Q.1 Circle the Correct Option i.e. A/B/C/D. Each Part Carries 1 Mark.

(i)	The data obtained from college record is
	A. Primary	B. Secondary	C. Grouped	D. Qualitative

(ii)	A characteristic that varies from one object to another is called:
	A. Attribute	B. Variable	C. Constant	D. Statistic

(iii)	The size of class is also called:
	A. Class Interval	B. Class Frequency	C. Class Mark	D. Class Boundary

(iv)	A graph of Time Series is called:
	A. Ogive	B. Histogram	C. Historigram	D. Scatter diagram

(v)	Total angle of pie chart is:
	A. 270	B. 300	C. 320	D. 360

(vi)	Step deviation method is used for calculation of:
	A. Median	B. Mode	C. Mean	D. Quartiles

(vii)	If mean of 10 observations is 20, then their sum will be equal to:
	A. 100	B. 200	C. 10	D. 20

(viii)	In chain base method, the base period is:
	A. Fixed	B. 1^st Year	C. Last year	D. Previous

(ix)	If all the values are of equal importance, the index numbers are called?
	A. Weighted	B. Unweighted	C. Simple	D. Value

(x)	When two dice are rolled the total number of possible outcomes will be:
	A. 36	B. 6	C. 16	D. 216

Short Questions

Q.2 Attempt any eight parts. The answer to each part should not exceed 3 to 4 lines. (8 x 3 = 24)

(i) Differentiate between descriptive and inferential statistics.

Answer:

Descriptive statistics deals with collection and presentation of data in various forms, such as tables, graphs and diagrams and findings averages and other measures of data.

Inferential statistics deals with the testing of hypothesis and inference about population parameter is called Inferential Statistics.

(ii) What is classification?

Answer:

In statistics, classification is a process of grouping items or data into classes according to their attributes or characteristics.

(iii) The following data shows the number of students absent during the month of September 2015 from 2^nd year Statistics class.

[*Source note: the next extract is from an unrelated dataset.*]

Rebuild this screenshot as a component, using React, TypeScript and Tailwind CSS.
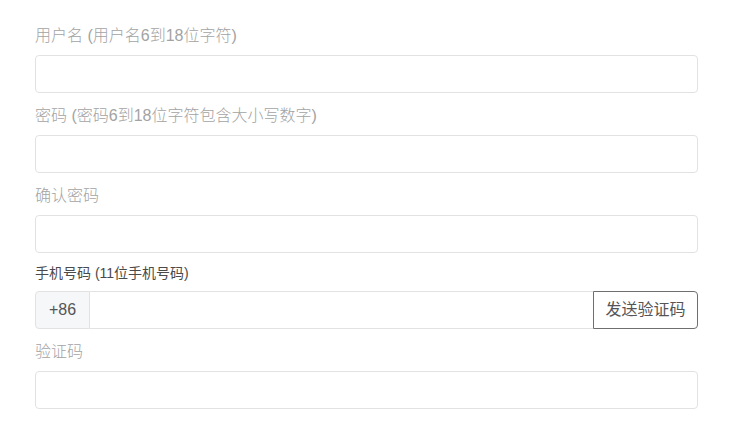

5,3,7,4,6, 1,4,2,3,5,8,4,7, 1,5,2,6,8,7,9,3,10,6,5,0

Make a frequency distribution taking one as class interval.

Solution:

X	f
0	1
1	2
2	2
3	3
4	3
5	4
6	3
7	3
8	2
9	1
10	1
	*∑f = 25*

(iv) What are different methods for collection of Primary data?

Answer:

Direct Questionnaire
Through SMS
Through Telephone
Through Social Media Platforms
Through Poll

(v) What is Histogram?

Answer:

Histogram is a graphical representation of a frequency or probability distribution of the data. In Histogram, we take range of values on x-axis whereas frequency of specific values is taken on y-axis.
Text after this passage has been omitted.